The whole feel of the car is quite masculine, yet as a female, I was totally not put off by this; I could quite happily see myself driving this as ‘Mummy’s Taxi’. The wheels were 19” of solid beauty (or at least they were until I perhaps scuffed them slightly on a curb – whoops!). I particularly liked the lights on the tailgate, which are concave; they look really cool and stylish. The blacked-out windows from the B-pillar back make the car look truly sleek and beautiful.
Upon opening the door, the red leather interior looked stunning, and although normally I wouldn’t say I like black headlining, the car felt surprisingly airy. This was down to the dual sunroofs above the driver and passenger’s heads and the full-width glass roof above the rear seats. The dash and centre console have been designed around that of the cockpit in an airplane. When the door is closed, you feel like you are part of the car, yet you still have space around you. I guess the feeling would be best described as safe, cocooned, yet not claustrophobic.

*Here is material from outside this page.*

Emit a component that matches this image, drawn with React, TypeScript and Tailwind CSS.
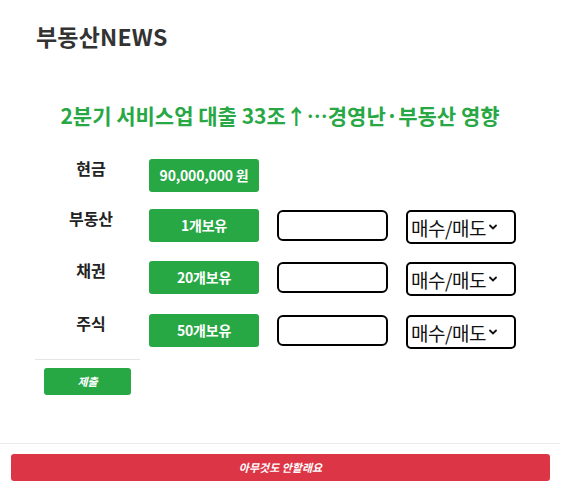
import React from "react";

const font = { fontFamily: '"Noto Sans CJK KR", "Noto Sans", sans-serif' };

function Chevron() {
  return (
    <svg width="8" height="6" viewBox="0 0 8 6" className="ml-[3px]">
      <path d="M1 1.5 L4 4.5 L7 1.5" stroke="#111" strokeWidth="1.8" fill="none" strokeLinecap="round" />
    </svg>
  );
}

function Row({ label, badge, withInputs, h }: { label: string; badge: string; withInputs: boolean; h: string }) {
  return (
    <div className={`flex items-start ${h}`}>
      <div className="w-[114px] pr-[2px] text-center text-[16px] font-bold text-[#222] leading-[16px] mt-[1px]">{label}</div>
      <div className="w-[110px] h-[33px] rounded-[3px] bg-[#28a745] text-white text-[14px] font-bold flex items-center justify-center tracking-[-0.2px]">
        {badge}
      </div>
      {withInputs && (
        <>
          <div className="ml-[18px] w-[111px] h-[31px] rounded-[6px] border-2 border-black bg-white mt-[1px]" />
          <div className="ml-[18px] w-[110px] h-[34px] rounded-[5px] border-2 border-black bg-white flex items-center pl-[3px] mt-[1px]">
            <span className="text-[19px] text-[#111] leading-none tracking-[-0.5px]">매수/매도</span>
            <Chevron />
          </div>
        </>
      )}
    </div>
  );
}

export default function App() {
  return (
    <div className="w-[571px] h-[490px] bg-white" style={font}>
      <div className="w-[560px] h-[490px] bg-white">
        <div className="pl-[36px] pt-[21px] h-[60px]">
          <h1 className="text-[23px] font-bold text-[#333] leading-[30px] tracking-[0.2px]">부동산NEWS</h1>
        </div>
        <div className="pt-[40px] text-center">
          <div className="text-[21px] font-bold text-[#28a745] leading-[30px]">
            2분기 서비스업 대출 33조↑…경영난·부동산 영향
          </div>
        </div>
        <div className="pl-[35px] mt-[29px]">
          <Row label="현금" badge="90,000,000 원" withInputs={false} h="h-[50px]" />
          <Row label="부동산" badge="1개보유" withInputs h="h-[52px]" />
          <Row label="채권" badge="20개보유" withInputs h="h-[53px]" />
          <Row label="주식" badge="50개보유" withInputs h="h-[45px]" />
          <div className="w-[105px] border-t border-[#e5e5e5]" />
          <div className="ml-[9px] mt-[8px] w-[87px] h-[27px] rounded-[3px] bg-[#28a745] text-white text-[11px] font-bold italic flex items-center justify-center">
            제출
          </div>
        </div>
        <div className="mt-[48px] border-t border-[#e9ecef]" />
        <div className="px-[11px] pt-[10px]">
          <div className="w-[539px] h-[27px] rounded-[3px] bg-[#dc3545] text-white text-[11px] font-bold italic flex items-center justify-center">
            아무것도 안할래요
          </div>
        </div>
      </div>
    </div>
  );
}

The seats were ultra-comfortable with extending leg-rests (a must for someone with legs as long as mine!) and lumbar support; the seats were easily adjusted via the electric controls and were programmable to revert the seat to my preferences at the touch of a button. I LOVED the headrests; they looked so modern and different from others that I have seen.
The central console stood out with the shiny chrome, black and buttons, chunky gearstick and gaiter. The steering wheel with its flat bottom gave it a sporty look while giving space for the driver’s legs.
Sitting in the back seats, it was easy to see that there would be plenty of room for three people or, in our case, two children in car seats and one older child. Safety is always an important aspect of Citroen cars, so there are three 3-point safety belts across the rear seat.
The whole car felt like an explosion for the senses, the look, the sound of the engine when it started up, the smell of the leather, the feel of the controls and the taste for adventure that was about to begin . . .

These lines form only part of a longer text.